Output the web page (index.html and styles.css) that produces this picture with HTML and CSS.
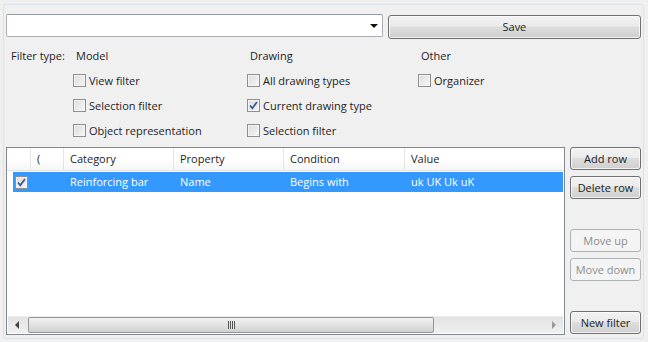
FILE: index.html
```html
<!DOCTYPE html>
<html>
<head>
<meta charset="utf-8">
<link rel="stylesheet" href="styles.css">
</head>
<body>
<div class="frame">
  <div class="toprow">
    <div class="combo"><span class="combo-arrow"></span></div>
    <button class="btn save">Save</button>
  </div>
  <div class="filters">
    <div class="lbl">Filter type:</div>
    <div class="hdr">Model</div>
    <div class="hdr">Drawing</div>
    <div class="hdr">Other</div>

    <div></div>
    <label class="chk"><span class="box"></span>View filter</label>
    <label class="chk"><span class="box"></span>All drawing types</label>
    <label class="chk"><span class="box"></span>Organizer</label>

    <div></div>
    <label class="chk"><span class="box"></span>Selection filter</label>
    <label class="chk"><span class="box checked"><svg viewBox="0 0 13 13" width="13" height="13"><path d="M3 6.5 L5.3 9.3 L10 3" fill="none" stroke="#3c5a9a" stroke-width="1.8"/></svg></span>Current drawing type</label>
    <div></div>

    <div></div>
    <label class="chk"><span class="box"></span>Object representation</label>
    <label class="chk"><span class="box"></span>Selection filter</label>
    <div></div>
  </div>
  <div class="main">
    <div class="table">
      <div class="thead">
        <div class="th c0"></div>
        <div class="th c1">(</div>
        <div class="th c2">Category</div>
        <div class="th c3">Property</div>
        <div class="th c4">Condition</div>
        <div class="th c5">Value</div>
      </div>
      <div class="tbody">
        <div class="row sel">
          <div class="td c0"><span class="box rowbox"><svg viewBox="0 0 13 13" width="13" height="13"><path d="M3 6.5 L5.3 9.3 L10 3" fill="none" stroke="#3c5a9a" stroke-width="1.8"/></svg></span></div>
          <div class="td c1"></div>
          <div class="td c2">Reinforcing bar</div>
          <div class="td c3">Name</div>
          <div class="td c4">Begins with</div>
          <div class="td c5">uk UK Uk uK</div>
        </div>
      </div>
      <div class="hscroll">
        <div class="sbtn"><svg width="5" height="8" viewBox="0 0 5 8"><path d="M4 0 L0 4 L4 8 Z" fill="#444"/></svg></div>
        <div class="track">
          <div class="thumb"><span class="grip"></span></div>
        </div>
        <div class="sbtn"><svg width="5" height="8" viewBox="0 0 5 8"><path d="M1 0 L5 4 L1 8 Z" fill="#999"/></svg></div>
      </div>
    </div>
    <div class="side">
      <button class="btn sbt add">Add row</button>
      <button class="btn sbt del">Delete row</button>
      <button class="btn sbt dis up">Move up</button>
      <button class="btn sbt dis down">Move down</button>
      <button class="btn sbt newf">New filter</button>
    </div>
  </div>
</div>
</body>
</html>
```
FILE: styles.css
```css
* { box-sizing: border-box; }
html, body { margin: 0; padding: 0; }
body {
  width: 648px; height: 342px; overflow: hidden;
  background: #f0f0f0;
  font-family: "Open Sans", "Noto Sans", sans-serif;
  font-size: 11px;
  color: #1e1e1e;
}
.frame {
  margin: 4px 4px 0 3px;
  height: 335px;
  border: 1px solid #d9e2e8;
  border-radius: 3px;
  padding: 9px 2px 0 2px;
}
.toprow { display: flex; gap: 5px; height: 24px; }
.combo {
  width: 378px; height: 23px;
  background: #fff;
  border: 1px solid #abadb3;
  border-top-color: #9a9ca3;
  border-radius: 2px;
  position: relative;
}
.combo-arrow {
  position: absolute; right: 4px; top: 9px;
  width: 0; height: 0;
  border-left: 4px solid transparent;
  border-right: 4px solid transparent;
  border-top: 4px solid #111;
}
.btn {
  font-family: inherit; font-size: inherit; color: #1e1e1e;
  border: 1px solid #707070;
  border-radius: 3px;
  background: linear-gradient(#f2f2f2 0%, #ebebeb 45%, #dddddd 50%, #cfcfcf 100%);
  padding: 0 0 1px 0; margin: 0;
  box-shadow: inset 0 0 0 1px rgba(255,255,255,0.7);
}
.save { width: 254px; height: 24px; margin-top: 1px; }
.filters {
  display: grid;
  grid-template-columns: 62px 174px 171px auto;
  grid-auto-rows: 25px;
  margin-top: 5px;
  padding-left: 5px;
  align-items: center;
}
.hdr { padding-left: 3px; }
.chk { display: flex; align-items: center; gap: 3px; }
.box {
  width: 13px; height: 13px; flex: none;
  border: 1px solid #8e8f8f;
  background: linear-gradient(135deg, #dcdcdc, #f6f6f6);
  box-shadow: inset 0 0 0 1px #f4f4f4;
  display: inline-flex; align-items: center; justify-content: center;
}
.box svg { display: block; margin: -1px; }
.main { display: flex; margin-top: 4px; gap: 5px; }
.table {
  width: 559px; height: 188px;
  background: #fff;
  border: 1px solid #828790;
  display: flex; flex-direction: column;
}
.thead { display: flex; height: 23px; border-bottom: 1px solid #e5e5e5; }
.th {
  border-right: 1px solid #e5e5e5;
  padding-left: 6px;
  line-height: 21px;
  background: linear-gradient(#ffffff 0%, #ffffff 50%, #f5f6f7 100%);
}
.c0 { width: 24px; }
.c1 { width: 33px; }
.c2 { width: 110px; }
.c3 { width: 110px; }
.c4 { width: 121px; }
.c5 { flex: 1; border-right: none; }
.tbody { flex: 1; }
.row { display: flex; height: 20px; margin-top: 1px; }
.row.sel { background: #3399ff; color: #fff; margin-left: 6px; margin-right: 1px; }
.row .c0 { width: 18px; }
.td { line-height: 19px; padding-left: 6px; }
.row .c0 { padding-left: 2px; display: flex; align-items: center; }
.hscroll {
  height: 17px; margin: 0 1px 1px 1px;
  display: flex;
  background: linear-gradient(#e3e3e3, #f0f0f0);
  border-top: 1px solid #ececec;
}
.sbtn { width: 19px; display: flex; align-items: center; justify-content: center; }
.track { flex: 1; padding: 0 0 0 1px; }
.thumb {
  width: 406px; height: 16px;
  border: 1px solid #969696;
  border-radius: 2px;
  background: linear-gradient(#f1f1f1, #e2e2e2 50%, #d0d0d0);
  display: flex; align-items: center; justify-content: center;
}
.grip {
  width: 7px; height: 8px;
  background: repeating-linear-gradient(90deg, #555 0 1px, #e8e8e8 1px 2px);
}
.side { width: 71px; display: flex; flex-direction: column; }
.sbt { height: 23px; width: 71px; }
.del { margin-top: 6px; }
.up { margin-top: 30px; }
.down { margin-top: 6px; }
.newf { margin-top: 30px; }
.dis {
  color: #8d8d8d;
  border-color: #adb2b5;
  background: #f4f4f4;
  box-shadow: none;
}
```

§

Retype the data above exactly; pictures are not part of the copy.

Answer to the exercise =>
Output the web page (index.html and styles.css) that produces this picture with HTML and CSS.
FILE: index.html
```html
<!DOCTYPE html>
<html>
<head>
<meta charset="utf-8">
<link rel="stylesheet" href="styles.css">
</head>
<body>
<div class="frame">
  <div class="toprow">
    <div class="combo"><span class="combo-arrow"></span></div>
    <button class="btn save">Save</button>
  </div>
  <div class="filters">
    <div class="lbl">Filter type:</div>
    <div class="hdr">Model</div>
    <div class="hdr">Drawing</div>
    <div class="hdr">Other</div>

    <div></div>
    <label class="chk"><span class="box"></span>View filter</label>
    <label class="chk"><span class="box"></span>All drawing types</label>
    <label class="chk"><span class="box"></span>Organizer</label>

    <div></div>
    <label class="chk"><span class="box"></span>Selection filter</label>
    <label class="chk"><span class="box checked"><svg viewBox="0 0 13 13" width="13" height="13"><path d="M3 6.5 L5.3 9.3 L10 3" fill="none" stroke="#3c5a9a" stroke-width="1.8"/></svg></span>Current drawing type</label>
    <div></div>

    <div></div>
    <label class="chk"><span class="box"></span>Object representation</label>
    <label class="chk"><span class="box"></span>Selection filter</label>
    <div></div>
  </div>
  <div class="main">
    <div class="table">
      <div class="thead">
        <div class="th c0"></div>
        <div class="th c1">(</div>
        <div class="th c2">Category</div>
        <div class="th c3">Property</div>
        <div class="th c4">Condition</div>
        <div class="th c5">Value</div>
      </div>
      <div class="tbody">
        <div class="row sel">
          <div class="td c0"><span class="box rowbox"><svg viewBox="0 0 13 13" width="13" height="13"><path d="M3 6.5 L5.3 9.3 L10 3" fill="none" stroke="#3c5a9a" stroke-width="1.8"/></svg></span></div>
          <div class="td c1"></div>
          <div class="td c2">Reinforcing bar</div>
          <div class="td c3">Name</div>
          <div class="td c4">Begins with</div>
          <div class="td c5">uk UK Uk uK</div>
        </div>
      </div>
      <div class="hscroll">
        <div class="sbtn"><svg width="5" height="8" viewBox="0 0 5 8"><path d="M4 0 L0 4 L4 8 Z" fill="#444"/></svg></div>
        <div class="track">
          <div class="thumb"><span class="grip"></span></div>
        </div>
        <div class="sbtn"><svg width="5" height="8" viewBox="0 0 5 8"><path d="M1 0 L5 4 L1 8 Z" fill="#999"/></svg></div>
      </div>
    </div>
    <div class="side">
      <button class="btn sbt add">Add row</button>
      <button class="btn sbt del">Delete row</button>
      <button class="btn sbt dis up">Move up</button>
      <button class="btn sbt dis down">Move down</button>
      <button class="btn sbt newf">New filter</button>
    </div>
  </div>
</div>
</body>
</html>
```
FILE: styles.css
```css
* { box-sizing: border-box; }
html, body { margin: 0; padding: 0; }
body {
  width: 648px; height: 342px; overflow: hidden;
  background: #f0f0f0;
  font-family: "Open Sans", "Noto Sans", sans-serif;
  font-size: 11px;
  color: #1e1e1e;
}
.frame {
  margin: 4px 4px 0 3px;
  height: 335px;
  border: 1px solid #d9e2e8;
  border-radius: 3px;
  padding: 9px 2px 0 2px;
}
.toprow { display: flex; gap: 5px; height: 24px; }
.combo {
  width: 378px; height: 23px;
  background: #fff;
  border: 1px solid #abadb3;
  border-top-color: #9a9ca3;
  border-radius: 2px;
  position: relative;
}
.combo-arrow {
  position: absolute; right: 4px; top: 9px;
  width: 0; height: 0;
  border-left: 4px solid transparent;
  border-right: 4px solid transparent;
  border-top: 4px solid #111;
}
.btn {
  font-family: inherit; font-size: inherit; color: #1e1e1e;
  border: 1px solid #707070;
  border-radius: 3px;
  background: linear-gradient(#f2f2f2 0%, #ebebeb 45%, #dddddd 50%, #cfcfcf 100%);
  padding: 0 0 1px 0; margin: 0;
  box-shadow: inset 0 0 0 1px rgba(255,255,255,0.7);
}
.save { width: 254px; height: 24px; margin-top: 1px; }
.filters {
  display: grid;
  grid-template-columns: 62px 174px 171px auto;
  grid-auto-rows: 25px;
  margin-top: 5px;
  padding-left: 5px;
  align-items: center;
}
.hdr { padding-left: 3px; }
.chk { display: flex; align-items: center; gap: 3px; }
.box {
  width: 13px; height: 13px; flex: none;
  border: 1px solid #8e8f8f;
  background: linear-gradient(135deg, #dcdcdc, #f6f6f6);
  box-shadow: inset 0 0 0 1px #f4f4f4;
  display: inline-flex; align-items: center; justify-content: center;
}
.box svg { display: block; margin: -1px; }
.main { display: flex; margin-top: 4px; gap: 5px; }
.table {
  width: 559px; height: 188px;
  background: #fff;
  border: 1px solid #828790;
  display: flex; flex-direction: column;
}
.thead { display: flex; height: 23px; border-bottom: 1px solid #e5e5e5; }
.th {
  border-right: 1px solid #e5e5e5;
  padding-left: 6px;
  line-height: 21px;
  background: linear-gradient(#ffffff 0%, #ffffff 50%, #f5f6f7 100%);
}
.c0 { width: 24px; }
.c1 { width: 33px; }
.c2 { width: 110px; }
.c3 { width: 110px; }
.c4 { width: 121px; }
.c5 { flex: 1; border-right: none; }
.tbody { flex: 1; }
.row { display: flex; height: 20px; margin-top: 1px; }
.row.sel { background: #3399ff; color: #fff; margin-left: 6px; margin-right: 1px; }
.row .c0 { width: 18px; }
.td { line-height: 19px; padding-left: 6px; }
.row .c0 { padding-left: 2px; display: flex; align-items: center; }
.hscroll {
  height: 17px; margin: 0 1px 1px 1px;
  display: flex;
  background: linear-gradient(#e3e3e3, #f0f0f0);
  border-top: 1px solid #ececec;
}
.sbtn { width: 19px; display: flex; align-items: center; justify-content: center; }
.track { flex: 1; padding: 0 0 0 1px; }
.thumb {
  width: 406px; height: 16px;
  border: 1px solid #969696;
  border-radius: 2px;
  background: linear-gradient(#f1f1f1, #e2e2e2 50%, #d0d0d0);
  display: flex; align-items: center; justify-content: center;
}
.grip {
  width: 7px; height: 8px;
  background: repeating-linear-gradient(90deg, #555 0 1px, #e8e8e8 1px 2px);
}
.side { width: 71px; display: flex; flex-direction: column; }
.sbt { height: 23px; width: 71px; }
.del { margin-top: 6px; }
.up { margin-top: 30px; }
.down { margin-top: 6px; }
.newf { margin-top: 30px; }
.dis {
  color: #8d8d8d;
  border-color: #adb2b5;
  background: #f4f4f4;
  box-shadow: none;
}
```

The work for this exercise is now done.